Peters will run the 3,000 meters at the U.S. U-20 championships that run concurrently with the U.S. national championships next weekend at Hayward.

“Things have been looking good in training,” said Peters, who has committed to Oklahoma State University. “I’m glad it’s all coming together so I can showcase myself and put on some good performances.”

Beckmon made jumping 20 feet a season goal, and once she did that by going 20-1½ at the OSAA state meet, “I knew it would be easy to keep going up,” she said. “That’s usually the case when I get a goal.”

Her series Friday included three jumps in the 20s, including a 20-3 in the third round that put her in the lead and a 20-7 in the fifth round before closing the day with her winning jump.

“Just the atmosphere, but also the people here,” Beckmon said of her run of Hayward Field magic. “I always have a lot of people come watch me here. It’s easy to feel the energy here, especially when you get the crowd going.”

Several other Oregon athletes have come close to joining Beckmon, Peters and Balazs atop the awards stand — including Beckmon’s former Pioneers teammate, Harley Daniel, who matched her personal best in the 100 hurdles by running 14.05 seconds to finish second. She also took second in Friday’s 400 hurdles, which she’ll also run next year at Utah. 

Another national runner-up was Lake Oswego rising junior Mia Brahe-Pedersen, who narrowly missed avenging her only loss of the season Saturday evening but came up three-hundredths of a second shy of beating Autumn Wilson of Austin, Texas.

Brahe-Pedersen lost to Wilson at the Arcadia (Calif.) Invitational in April, then came back last month to win the OSAA 6A title in the 100 in a wind-aided 11.09 that was the fourth-fastest time ever by a high school girl in all conditions.

In Saturday’s final, she ran her second-fastest career wind-legal time in 11.36 despite feeling “kind of wonky” throughout the race.

“I had a pretty rough start. My reaction time was not the best,” she said. “That’s a little bit frustrating and something I’ll have to work on. Then, close to the end, my form broke down trying to catch her.”

Brahe-Pedersen now has to prepare for a grueling final day of the meet, during which she’ll run the 200 prelims and (she hopes) final, as well as the 4x100 and 4x100 relays. She hopes the lesson she learned Saturday will help her Sunday.

“I’m used to having prelims on one day, then finals the next,” she said. “I think having them on the same day today messed with me a little bit. It was hard to switch my mindset and go from, ‘It’s just a prelim,’ to, ‘OK, it’s a final, what happens here is the final say on things.’”

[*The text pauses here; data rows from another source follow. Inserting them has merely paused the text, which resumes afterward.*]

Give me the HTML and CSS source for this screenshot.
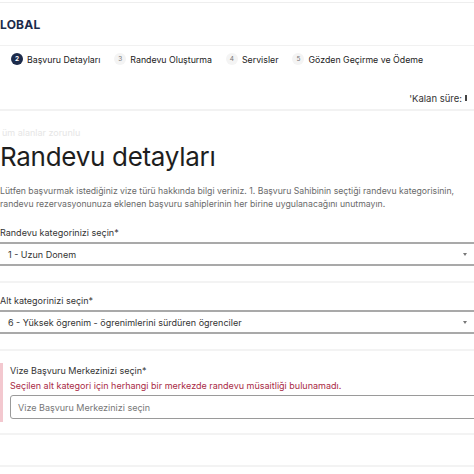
FILE: index.html
```html
<!DOCTYPE html>
<html lang="tr">
<head>
<meta charset="utf-8">
<link rel="stylesheet" href="styles.css">
</head>
<body>
<div class="page">
  <header class="topbar">
    <span class="logo">LOBAL</span>
  </header>
  <nav class="steps">
    <div class="step active"><span class="num">2</span><span>Başvuru Detayları</span></div>
    <div class="step"><span class="num">3</span><span>Randevu Oluşturma</span></div>
    <div class="step"><span class="num">4</span><span>Servisler</span></div>
    <div class="step"><span class="num">5</span><span>Gözden Geçirme ve Ödeme</span></div>
  </nav>
  <div class="timer-row"><span class="timer">'Kalan süre:</span><span class="timer-dot"></span></div>
  <main class="content">
    <p class="required">üm alanlar zorunlu</p>
    <h1 class="title">Randevu detayları</h1>
    <p class="intro">Lütfen başvurmak istediğiniz vize türü hakkında bilgi veriniz. 1. Başvuru Sahibinin seçtiği randevu kategorisinin, randevu rezervasyonunuza eklenen başvuru sahiplerinin her birine uygulanacağını unutmayın.</p>

    <section class="field">
      <label class="label">Randevu kategorinizi seçin*</label>
      <div class="select"><span>1 - Uzun Donem</span><span class="caret"></span></div>
    </section>
    <section class="field">
      <label class="label">Alt kategorinizi seçin*</label>
      <div class="select"><span>6 - Yüksek ögrenim - ögrenimlerini sürdüren ögrenciler</span><span class="caret"></span></div>
    </section>
    <section class="field field-error">
      <div class="error-box">
        <label class="label">Vize Başvuru Merkezinizi seçin*</label>
        <p class="error-msg">Seçilen alt kategori için herhangi bir merkezde randevu müsaitliği bulunamadı.</p>
        <div class="select select-outline"><span class="placeholder">Vize Başvuru Merkezinizi seçin</span><span class="caret caret-red"></span></div>
      </div>
    </section>
    <section class="field field-empty"></section>
  </main>
</div>
</body>
</html>
```

FILE: styles.css
```css
html, body {
  margin: 0;
  padding: 0;
  background: #ffffff;
  overflow: hidden;
}
body {
  width: 474px;
  height: 474px;
  font-family: Inter, "Noto Sans", sans-serif;
  color: #333;
}
.page {
  width: 490px;
  margin-left: -8px;
}
.topbar {
  border-top: 1px solid #eeeeee;
  margin-top: 2px;
  height: 42px;
  display: flex;
  align-items: center;
  padding-left: 8px;
  border-bottom: 1px solid #f1f1f1;
}
.logo {
  font-weight: 700;
  font-size: 12px;
  color: #1c2b4b;
  letter-spacing: 0.2px;
}
.steps {
  display: flex;
  align-items: center;
  height: 26px;
  padding-left: 19px;
  gap: 14px;
  font-size: 8.8px;
  color: #222;
}
.step {
  display: flex;
  align-items: center;
  gap: 4px;
}
.num {
  width: 12px;
  height: 12px;
  border-radius: 50%;
  background: #f4f4f4;
  color: #777;
  font-size: 6.5px;
  display: inline-flex;
  align-items: center;
  justify-content: center;
}
.step.active .num {
  background: #1c2b4b;
  color: #fff;
  font-weight: 700;
}
.timer-row {
  display: flex;
  justify-content: flex-end;
  align-items: flex-end;
  gap: 3px;
  height: 39px;
  padding-bottom: 5px;
  padding-right: 15px;
  border-bottom: 2px solid #f2f2f2;
  box-sizing: border-box;
  font-size: 9.5px;
  color: #333;
}
.timer-dot {
  width: 2px;
  height: 6px;
  background: #444;
  margin-bottom: 3px;
}
.content {
  padding-left: 8px;
}
.required {
  margin: 16px 0 0 2px;
  font-size: 9px;
  color: #e6e6e6;
}
.title {
  margin: 3px 0 0;
  font-weight: 400;
  font-size: 26px;
  color: #1e1e1e;
  letter-spacing: -0.3px;
}
.intro {
  margin: 13px 0 0;
  font-size: 8.7px;
  line-height: 13px;
  color: #6a6a6a;
  width: 470px;
}
.field {
  padding: 12px 0 15px;
  border-bottom: 2px solid #f3f3f3;
}
.field:first-of-type {
  padding-top: 16px;
}
.label {
  display: block;
  font-size: 9px;
  color: #333;
  margin-bottom: 4px;
}
.select {
  margin-left: -4px;
  height: 24px;
  border: 2px solid #a9a9a9;
  border-radius: 3px;
  box-sizing: border-box;
  display: flex;
  align-items: center;
  justify-content: space-between;
  padding: 0 9px 0 10px;
  font-size: 9px;
  color: #333;
  width: 482px;
}
.caret {
  width: 0;
  height: 0;
  border-left: 2.5px solid transparent;
  border-right: 2.5px solid transparent;
  border-top: 3px solid #777;
}
.caret-red {
  border-top-color: #b3243f;
}
.field-error {
  padding: 12px 0 11px;
}
.error-box {
  margin-left: 0;
  border-left: 3px solid #f3c8cf;
  padding: 2px 0 3px 7px;
}
.error-msg {
  margin: 0 0 4px;
  font-size: 9px;
  color: #a92a45;
}
.select-outline {
  border: 1px solid #9a9a9a;
  margin-left: 0;
  width: 478px;
  padding-left: 7px;
}
.placeholder {
  color: #777;
}
.field-empty {
  height: 30px;
  padding: 0;
}
```
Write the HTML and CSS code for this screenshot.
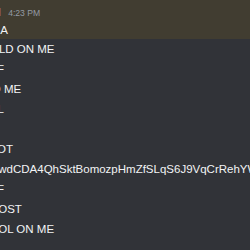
FILE: index.html
```html
<!DOCTYPE html>
<html>
<head>
<meta charset="utf-8">
<link rel="stylesheet" href="styles.css">
</head>
<body>
<main class="chat">
  <div class="message mention">
    <div class="header">
      <span class="username">KAIN</span>
      <span class="timestamp">4:23 PM</span>
    </div>
    <div class="content">MMA</div>
  </div>
  <div class="message"><div class="content">GOLD ON ME</div></div>
  <div class="message"><div class="content">OFF</div></div>
  <div class="message"><div class="content">WO ME</div></div>
  <div class="message"><div class="content">SOL</div></div>
  <div class="message"><div class="content"></div></div>
  <div class="message"><div class="content">SHOT</div></div>
  <div class="message"><div class="content">ODwdCDA4QhSktBomozpHmZfSLqS6J9VqCrRehYWkq.GxTz3n</div></div>
  <div class="message"><div class="content">OFF</div></div>
  <div class="message"><div class="content">GHOST</div></div>
  <div class="message"><div class="content">COOL ON ME</div></div>
</main>
</body>
</html>
```

FILE: styles.css
```css
html, body {
  margin: 0;
  padding: 0;
  background: #313338;
  width: 250px;
  height: 250px;
  overflow: hidden;
}

.chat {
  display: flex;
  flex-direction: column;
  width: 250px;
  height: 250px;
  overflow: hidden;
  font-family: "Liberation Sans", Arial, sans-serif;
  color: #f2f3f5;
}

.message {
  margin-left: -19px;
  padding: 2px 0;
  height: 16px;
  flex: none;
}

.message.mention {
  background: #413d31;
  height: 35px;
  padding: 2px 0;
}

.header {
  display: flex;
  align-items: baseline;
  height: 20px;
  line-height: 20px;
}

.username {
  font-size: 11.5px;
  font-weight: 700;
  color: #9d74d0;
  margin-left: -8px;
}

.timestamp {
  font-size: 8.6px;
  color: #949ba4;
  margin-left: 7px;
}

.content {
  font-size: 11.5px;
  line-height: 16px;
  white-space: nowrap;
  height: 16px;
}

.mention .content {
  height: 15px;
}
```
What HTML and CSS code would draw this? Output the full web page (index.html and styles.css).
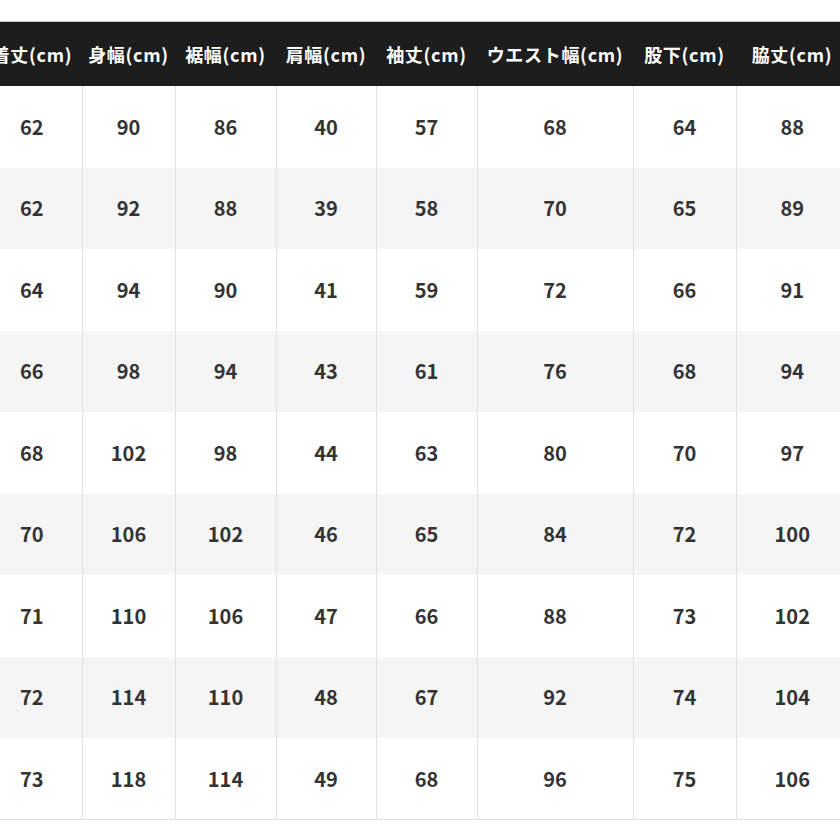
FILE: index.html
```html
<!DOCTYPE html>
<html lang="ja">
<head>
<meta charset="utf-8">
<link rel="stylesheet" href="styles.css">
</head>
<body>
<div class="wrap">
<table class="size">
<colgroup>
<col class="c1"><col class="c2"><col class="c3"><col class="c4"><col class="c5"><col class="c6"><col class="c7"><col class="c8">
</colgroup>
<thead>
<tr><th>着丈(cm)</th><th>身幅(cm)</th><th>裾幅(cm)</th><th>肩幅(cm)</th><th>袖丈(cm)</th><th>ウエスト幅(cm)</th><th>股下(cm)</th><th>脇丈(cm)</th></tr>
</thead>
<tbody>
<tr><td>62</td><td>90</td><td>86</td><td>40</td><td>57</td><td>68</td><td>64</td><td>88</td></tr>
<tr><td>62</td><td>92</td><td>88</td><td>39</td><td>58</td><td>70</td><td>65</td><td>89</td></tr>
<tr><td>64</td><td>94</td><td>90</td><td>41</td><td>59</td><td>72</td><td>66</td><td>91</td></tr>
<tr><td>66</td><td>98</td><td>94</td><td>43</td><td>61</td><td>76</td><td>68</td><td>94</td></tr>
<tr><td>68</td><td>102</td><td>98</td><td>44</td><td>63</td><td>80</td><td>70</td><td>97</td></tr>
<tr><td>70</td><td>106</td><td>102</td><td>46</td><td>65</td><td>84</td><td>72</td><td>100</td></tr>
<tr><td>71</td><td>110</td><td>106</td><td>47</td><td>66</td><td>88</td><td>73</td><td>102</td></tr>
<tr><td>72</td><td>114</td><td>110</td><td>48</td><td>67</td><td>92</td><td>74</td><td>104</td></tr>
<tr><td>73</td><td>118</td><td>114</td><td>49</td><td>68</td><td>96</td><td>75</td><td>106</td></tr>
</tbody>
</table>
</div>
</body>
</html>
```
FILE: styles.css
```css
html, body {
  margin: 0;
  padding: 0;
  background: #ffffff;
}
.wrap {
  width: 840px;
  height: 840px;
  overflow: hidden;
  padding-top: 21px;
  box-sizing: border-box;
}
.size {
  margin-left: -18px;
  border-collapse: collapse;
  table-layout: fixed;
  width: 866px;
  font-family: "Noto Sans CJK JP", "Noto Sans", sans-serif;
  font-weight: 700;
  border-top: 1px solid #c8c8c8;
  border-bottom: 1px solid #dcdcdc;
}
.c1 { width: 100px; }
.c2 { width: 93px; }
.c3 { width: 101px; }
.c4 { width: 100px; }
.c5 { width: 101px; }
.c6 { width: 156px; }
.c7 { width: 103px; }
.c8 { width: 112px; }
.size th {
  background: #1d1d1d;
  color: #ffffff;
  font-size: 18px;
  letter-spacing: 0.7px;
  height: 64px;
  padding: 0;
  text-align: center;
  white-space: nowrap;
  line-height: 1;
}
.size td {
  height: 81.5px;
  padding: 0;
  text-align: center;
  font-size: 20px;
  color: #333333;
  line-height: 1;
  border-left: 1px solid #e2e2e2;
  box-sizing: border-box;
}
.size td:first-child {
  border-left: none;
}
.size tbody tr:nth-child(even) td {
  background: #f5f5f5;
}
```
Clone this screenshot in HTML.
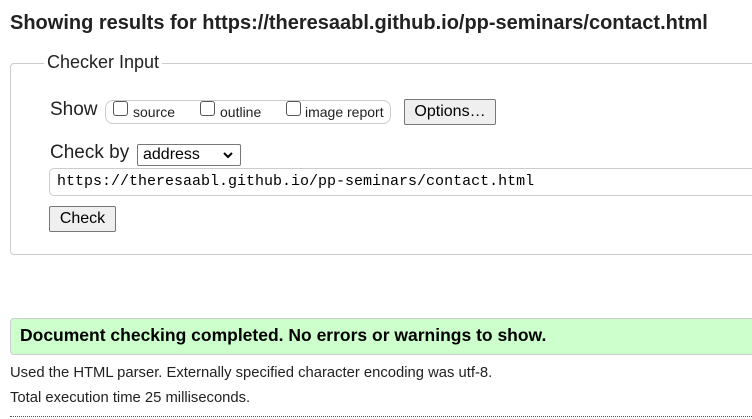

Lily Jones, who recently graduated from Roosevelt and will run at Oregon next spring, finished fourth in the 100 final in 11.54, with Beckmon eighth in 11.81 — a wind-legal personal best.

Other Oregon top-six finishers (All-America qualifiers) through three days of competition include: 

  • Charlotte Richman, a recent Ida B. Wells graduate, took second in Thursday’s 5,000 in 16:46.56.
  • Milwaukie rising senior Logan Law placed second in the boys 5,000, finishing in 14:34.29.
  • Summit teammates Barrett Justema, Teaghan Knox, Claire McDonald and Magdalene Williams, who took third in the 4x800 relay running for Mondo Track Club in 9:06.57. Just behind them were Lincoln teammates Evan Novy-Hildesley, Ellie Cook, Emily Rehn and Riley Cash running for Forest Park TC in 9:09.79.
  • Justema and Williams joined Summit’s Ruby Bishop and Ella Thorsett to finish second in the distance medley in 11:47.47. Novy-Hildesley, Cash, Cook and Kylee Nelson combined to place fifth in 12:00.51, while Tualatin’s quartet of Mahathi Sridhar, Isabella Kneeshaw, Karys Gates and Lauren Ayers took sixth in 12:10.86.
  • Central Catholic rising senior Kyeese Hollands finished third in the javelin with a personal-best throw of 152-7, moving her to 27th on the all-time state list.
  • Recent Cascade graduate Emma Gates, who became the fourth girl in state history to clear 6 feet in the high jump this spring, tied for second with a jump of 5-10½, missing a national title on a tiebreaker. Tualatin junior-to-be Kyra Bakke tied for sixth at 5-6½.
  • Recent Franklin graduates Charlie North and Kaiya Robertson made the awards stand in the 2-mile race. North, coming off a third-place finish in the mile at the Portland Track Festival, took third in the boys race in 8:54.86. Robertson placed fifth behind Peters in the girls race in 10:13.37.
  • Recent Ida B. Wells graduate Nolan Malcomson took second in the 400 hurdles in 52.47.
  • Tualatin’s Marcus Ludes, Joshua Tedlock, Alex Smith and Noah Ogoli finished third in the 4x200 relay in 1:30.15.
  • A trio of boys distance medley teams finished 2-3-4, led by Crater’s quartet of Josiah Tostenson, Aidan Chenoweth, Jeffrey Hellman and Tyrone Gorze in 10:02.47. Lincoln’s Tucker Bowerfind, Enrico Ganz, Finn Chamberlain and Aiden Smith took third in 10:02.80, followed by Central Catholic’s Max Girardet, Stryder Todd-Fields, Charlie Black and Wesley Shipsey in 10:03.89.
  • Recent Tigard graduate Pat Vialva, who won the 6A state title in the javelin last month, placed fifth in the event at nationals with a throw of 196-4.